--- Exercise ---
Write out only the span of lines that begins at the line with "Generate a component" and ends at the line with "import React from". Keep both end lines, word for word.

--- Supplied material ---
[START]

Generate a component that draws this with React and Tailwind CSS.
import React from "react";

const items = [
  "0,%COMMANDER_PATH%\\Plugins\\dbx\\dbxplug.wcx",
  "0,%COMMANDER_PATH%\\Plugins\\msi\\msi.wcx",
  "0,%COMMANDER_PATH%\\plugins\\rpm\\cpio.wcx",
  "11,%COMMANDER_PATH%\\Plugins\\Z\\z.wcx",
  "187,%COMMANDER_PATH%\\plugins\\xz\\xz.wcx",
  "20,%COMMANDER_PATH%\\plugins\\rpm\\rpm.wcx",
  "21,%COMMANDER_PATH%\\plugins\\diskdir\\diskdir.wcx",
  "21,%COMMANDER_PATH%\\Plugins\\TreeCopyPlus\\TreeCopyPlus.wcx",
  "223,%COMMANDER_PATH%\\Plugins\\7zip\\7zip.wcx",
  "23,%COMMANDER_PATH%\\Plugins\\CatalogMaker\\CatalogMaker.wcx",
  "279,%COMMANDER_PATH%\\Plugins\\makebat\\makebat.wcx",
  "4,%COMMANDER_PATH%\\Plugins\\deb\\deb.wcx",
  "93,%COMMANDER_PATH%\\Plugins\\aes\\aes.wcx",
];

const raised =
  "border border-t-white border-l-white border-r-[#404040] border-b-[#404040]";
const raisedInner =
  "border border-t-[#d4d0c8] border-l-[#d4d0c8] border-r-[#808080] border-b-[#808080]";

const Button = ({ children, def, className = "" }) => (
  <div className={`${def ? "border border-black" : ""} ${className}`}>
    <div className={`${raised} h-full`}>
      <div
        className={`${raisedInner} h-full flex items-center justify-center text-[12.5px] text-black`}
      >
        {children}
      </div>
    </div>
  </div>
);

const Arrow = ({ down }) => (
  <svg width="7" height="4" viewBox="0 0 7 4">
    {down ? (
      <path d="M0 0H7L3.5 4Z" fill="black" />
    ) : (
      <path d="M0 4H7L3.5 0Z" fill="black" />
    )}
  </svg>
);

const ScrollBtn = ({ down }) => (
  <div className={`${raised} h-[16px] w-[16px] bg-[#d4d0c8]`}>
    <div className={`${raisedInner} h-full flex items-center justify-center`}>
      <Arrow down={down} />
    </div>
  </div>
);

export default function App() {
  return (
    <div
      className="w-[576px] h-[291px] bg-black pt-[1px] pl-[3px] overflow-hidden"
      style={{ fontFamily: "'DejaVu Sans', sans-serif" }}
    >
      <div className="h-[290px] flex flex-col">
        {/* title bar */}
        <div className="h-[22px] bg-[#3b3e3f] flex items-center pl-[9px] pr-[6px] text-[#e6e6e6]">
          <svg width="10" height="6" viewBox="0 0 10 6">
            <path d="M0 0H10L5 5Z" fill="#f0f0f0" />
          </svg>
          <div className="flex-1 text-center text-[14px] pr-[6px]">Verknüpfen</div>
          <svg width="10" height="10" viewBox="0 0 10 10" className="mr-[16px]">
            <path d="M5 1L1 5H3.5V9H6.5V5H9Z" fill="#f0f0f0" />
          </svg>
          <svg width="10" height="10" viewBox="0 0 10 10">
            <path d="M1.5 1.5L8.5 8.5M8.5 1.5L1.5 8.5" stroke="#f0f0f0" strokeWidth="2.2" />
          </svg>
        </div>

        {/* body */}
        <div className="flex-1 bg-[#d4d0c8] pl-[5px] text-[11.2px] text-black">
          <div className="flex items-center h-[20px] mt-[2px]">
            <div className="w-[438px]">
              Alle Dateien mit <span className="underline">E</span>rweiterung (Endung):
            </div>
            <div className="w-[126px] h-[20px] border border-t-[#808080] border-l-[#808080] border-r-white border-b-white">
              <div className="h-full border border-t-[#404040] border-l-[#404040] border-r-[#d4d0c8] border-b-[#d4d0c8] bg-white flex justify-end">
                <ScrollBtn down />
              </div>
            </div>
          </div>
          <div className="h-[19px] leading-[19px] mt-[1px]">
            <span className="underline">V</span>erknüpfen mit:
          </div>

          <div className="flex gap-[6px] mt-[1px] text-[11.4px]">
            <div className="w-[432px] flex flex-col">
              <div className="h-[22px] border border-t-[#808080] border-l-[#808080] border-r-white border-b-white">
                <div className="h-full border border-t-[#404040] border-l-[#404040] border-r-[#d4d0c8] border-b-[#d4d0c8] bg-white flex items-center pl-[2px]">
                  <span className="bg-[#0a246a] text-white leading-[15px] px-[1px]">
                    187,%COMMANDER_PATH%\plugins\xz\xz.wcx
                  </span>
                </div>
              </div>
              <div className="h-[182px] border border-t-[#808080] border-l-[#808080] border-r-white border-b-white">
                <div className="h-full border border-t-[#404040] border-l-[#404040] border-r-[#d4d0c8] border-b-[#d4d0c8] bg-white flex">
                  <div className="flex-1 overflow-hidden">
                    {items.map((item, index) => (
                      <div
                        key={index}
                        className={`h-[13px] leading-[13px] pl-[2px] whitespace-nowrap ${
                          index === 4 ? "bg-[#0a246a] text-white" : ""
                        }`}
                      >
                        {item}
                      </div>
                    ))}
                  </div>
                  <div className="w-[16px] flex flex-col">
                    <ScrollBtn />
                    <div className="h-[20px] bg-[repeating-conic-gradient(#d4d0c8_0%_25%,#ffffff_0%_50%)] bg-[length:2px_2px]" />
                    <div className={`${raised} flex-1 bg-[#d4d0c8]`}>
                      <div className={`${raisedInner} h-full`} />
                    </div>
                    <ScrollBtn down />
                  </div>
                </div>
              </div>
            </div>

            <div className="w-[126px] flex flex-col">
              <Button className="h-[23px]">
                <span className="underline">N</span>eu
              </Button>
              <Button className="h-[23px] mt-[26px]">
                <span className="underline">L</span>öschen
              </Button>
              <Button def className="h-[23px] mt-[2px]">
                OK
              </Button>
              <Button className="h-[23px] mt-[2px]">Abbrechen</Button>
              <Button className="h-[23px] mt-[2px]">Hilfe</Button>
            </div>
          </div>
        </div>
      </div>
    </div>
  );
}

[END]
[START]

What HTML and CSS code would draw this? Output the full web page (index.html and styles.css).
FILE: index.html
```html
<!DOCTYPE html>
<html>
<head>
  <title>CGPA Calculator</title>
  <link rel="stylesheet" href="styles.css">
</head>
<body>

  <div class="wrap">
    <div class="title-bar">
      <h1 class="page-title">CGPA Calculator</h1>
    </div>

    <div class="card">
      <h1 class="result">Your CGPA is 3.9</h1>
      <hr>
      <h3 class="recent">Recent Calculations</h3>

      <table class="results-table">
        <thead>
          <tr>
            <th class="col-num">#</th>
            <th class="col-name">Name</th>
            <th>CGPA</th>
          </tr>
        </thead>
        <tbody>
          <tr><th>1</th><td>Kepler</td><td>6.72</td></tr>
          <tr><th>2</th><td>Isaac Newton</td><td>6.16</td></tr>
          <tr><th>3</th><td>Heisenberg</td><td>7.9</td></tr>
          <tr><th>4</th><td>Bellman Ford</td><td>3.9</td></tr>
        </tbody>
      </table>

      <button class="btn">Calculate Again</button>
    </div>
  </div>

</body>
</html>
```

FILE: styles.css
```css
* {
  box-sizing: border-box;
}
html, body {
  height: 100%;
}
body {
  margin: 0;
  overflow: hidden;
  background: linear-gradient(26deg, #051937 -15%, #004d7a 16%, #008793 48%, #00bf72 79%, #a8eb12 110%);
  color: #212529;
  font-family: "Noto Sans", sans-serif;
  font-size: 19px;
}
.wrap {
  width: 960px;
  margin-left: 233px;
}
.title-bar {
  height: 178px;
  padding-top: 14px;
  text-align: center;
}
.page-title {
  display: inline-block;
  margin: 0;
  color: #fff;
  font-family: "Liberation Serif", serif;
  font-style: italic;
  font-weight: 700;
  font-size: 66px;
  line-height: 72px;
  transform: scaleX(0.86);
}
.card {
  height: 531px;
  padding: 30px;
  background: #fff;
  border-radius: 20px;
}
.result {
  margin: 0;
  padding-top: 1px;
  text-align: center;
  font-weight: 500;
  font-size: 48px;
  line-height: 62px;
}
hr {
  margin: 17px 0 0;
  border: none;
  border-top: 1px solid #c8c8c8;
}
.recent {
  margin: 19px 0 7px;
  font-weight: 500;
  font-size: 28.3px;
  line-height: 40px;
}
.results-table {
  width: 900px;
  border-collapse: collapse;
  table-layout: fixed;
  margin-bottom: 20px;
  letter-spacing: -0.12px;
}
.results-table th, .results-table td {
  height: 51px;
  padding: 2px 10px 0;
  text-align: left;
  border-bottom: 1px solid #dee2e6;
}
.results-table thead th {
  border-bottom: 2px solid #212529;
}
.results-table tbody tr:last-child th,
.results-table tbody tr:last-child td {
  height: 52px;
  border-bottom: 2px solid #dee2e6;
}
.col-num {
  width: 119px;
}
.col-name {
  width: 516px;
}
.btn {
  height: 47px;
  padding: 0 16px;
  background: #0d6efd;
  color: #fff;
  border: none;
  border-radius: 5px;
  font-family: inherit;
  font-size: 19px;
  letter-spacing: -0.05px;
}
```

[END]
[START]

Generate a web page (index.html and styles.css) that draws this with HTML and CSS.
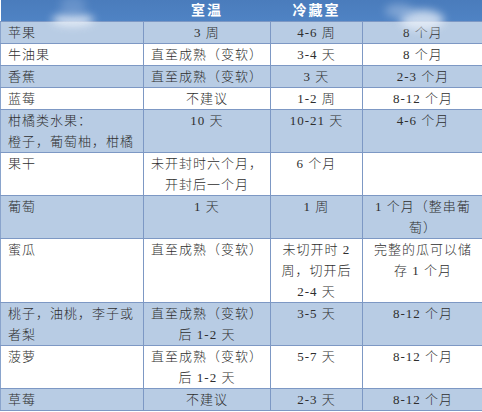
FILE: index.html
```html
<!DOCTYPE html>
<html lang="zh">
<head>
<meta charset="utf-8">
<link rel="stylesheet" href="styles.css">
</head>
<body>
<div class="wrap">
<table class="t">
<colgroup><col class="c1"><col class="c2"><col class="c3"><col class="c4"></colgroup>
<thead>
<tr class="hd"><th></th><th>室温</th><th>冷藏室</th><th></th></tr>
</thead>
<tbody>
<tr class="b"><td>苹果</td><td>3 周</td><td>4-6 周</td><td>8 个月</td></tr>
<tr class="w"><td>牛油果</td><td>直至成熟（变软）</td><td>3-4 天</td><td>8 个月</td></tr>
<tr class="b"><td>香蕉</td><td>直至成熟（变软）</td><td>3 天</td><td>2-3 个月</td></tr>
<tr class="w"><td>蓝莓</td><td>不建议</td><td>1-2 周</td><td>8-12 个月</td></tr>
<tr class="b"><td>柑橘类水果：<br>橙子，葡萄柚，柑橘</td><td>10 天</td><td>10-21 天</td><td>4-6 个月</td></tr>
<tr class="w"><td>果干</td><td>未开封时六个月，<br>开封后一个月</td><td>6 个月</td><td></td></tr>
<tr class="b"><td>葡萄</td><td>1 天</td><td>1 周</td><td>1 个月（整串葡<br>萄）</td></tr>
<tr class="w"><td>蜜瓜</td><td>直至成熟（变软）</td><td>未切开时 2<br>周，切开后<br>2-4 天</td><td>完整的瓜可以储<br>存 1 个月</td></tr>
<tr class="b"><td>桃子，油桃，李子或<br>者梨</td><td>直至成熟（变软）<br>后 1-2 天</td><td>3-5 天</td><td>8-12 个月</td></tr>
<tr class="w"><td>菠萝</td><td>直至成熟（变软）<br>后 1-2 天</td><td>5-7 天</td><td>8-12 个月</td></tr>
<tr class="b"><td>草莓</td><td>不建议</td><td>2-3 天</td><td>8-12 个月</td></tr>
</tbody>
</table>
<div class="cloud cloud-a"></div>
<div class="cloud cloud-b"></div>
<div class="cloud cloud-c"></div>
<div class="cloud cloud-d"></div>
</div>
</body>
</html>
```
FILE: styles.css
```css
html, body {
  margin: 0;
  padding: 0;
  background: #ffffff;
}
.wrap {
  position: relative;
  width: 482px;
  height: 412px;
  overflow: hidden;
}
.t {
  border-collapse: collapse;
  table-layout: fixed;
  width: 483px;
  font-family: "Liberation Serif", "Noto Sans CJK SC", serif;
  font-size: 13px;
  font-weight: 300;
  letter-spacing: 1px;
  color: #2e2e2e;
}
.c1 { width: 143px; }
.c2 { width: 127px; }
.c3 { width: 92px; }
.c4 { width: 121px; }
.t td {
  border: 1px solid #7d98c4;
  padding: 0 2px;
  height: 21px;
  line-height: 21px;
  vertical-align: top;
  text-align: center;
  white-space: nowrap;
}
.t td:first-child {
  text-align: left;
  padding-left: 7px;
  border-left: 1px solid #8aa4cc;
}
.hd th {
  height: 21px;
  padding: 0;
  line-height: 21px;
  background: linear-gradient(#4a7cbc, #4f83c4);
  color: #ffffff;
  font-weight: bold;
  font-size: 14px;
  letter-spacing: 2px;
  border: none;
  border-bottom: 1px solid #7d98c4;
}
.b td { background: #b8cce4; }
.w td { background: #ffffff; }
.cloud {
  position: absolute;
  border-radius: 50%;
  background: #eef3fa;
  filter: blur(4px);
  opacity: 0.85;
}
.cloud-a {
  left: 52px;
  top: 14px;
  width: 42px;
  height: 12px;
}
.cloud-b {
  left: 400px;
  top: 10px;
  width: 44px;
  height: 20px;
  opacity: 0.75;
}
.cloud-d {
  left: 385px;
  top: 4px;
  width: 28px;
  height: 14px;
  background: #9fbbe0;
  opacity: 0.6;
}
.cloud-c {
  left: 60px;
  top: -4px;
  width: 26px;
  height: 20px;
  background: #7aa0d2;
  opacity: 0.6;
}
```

[END]

--- Task output ---
Generate a component that draws this with React and Tailwind CSS.
import React from "react";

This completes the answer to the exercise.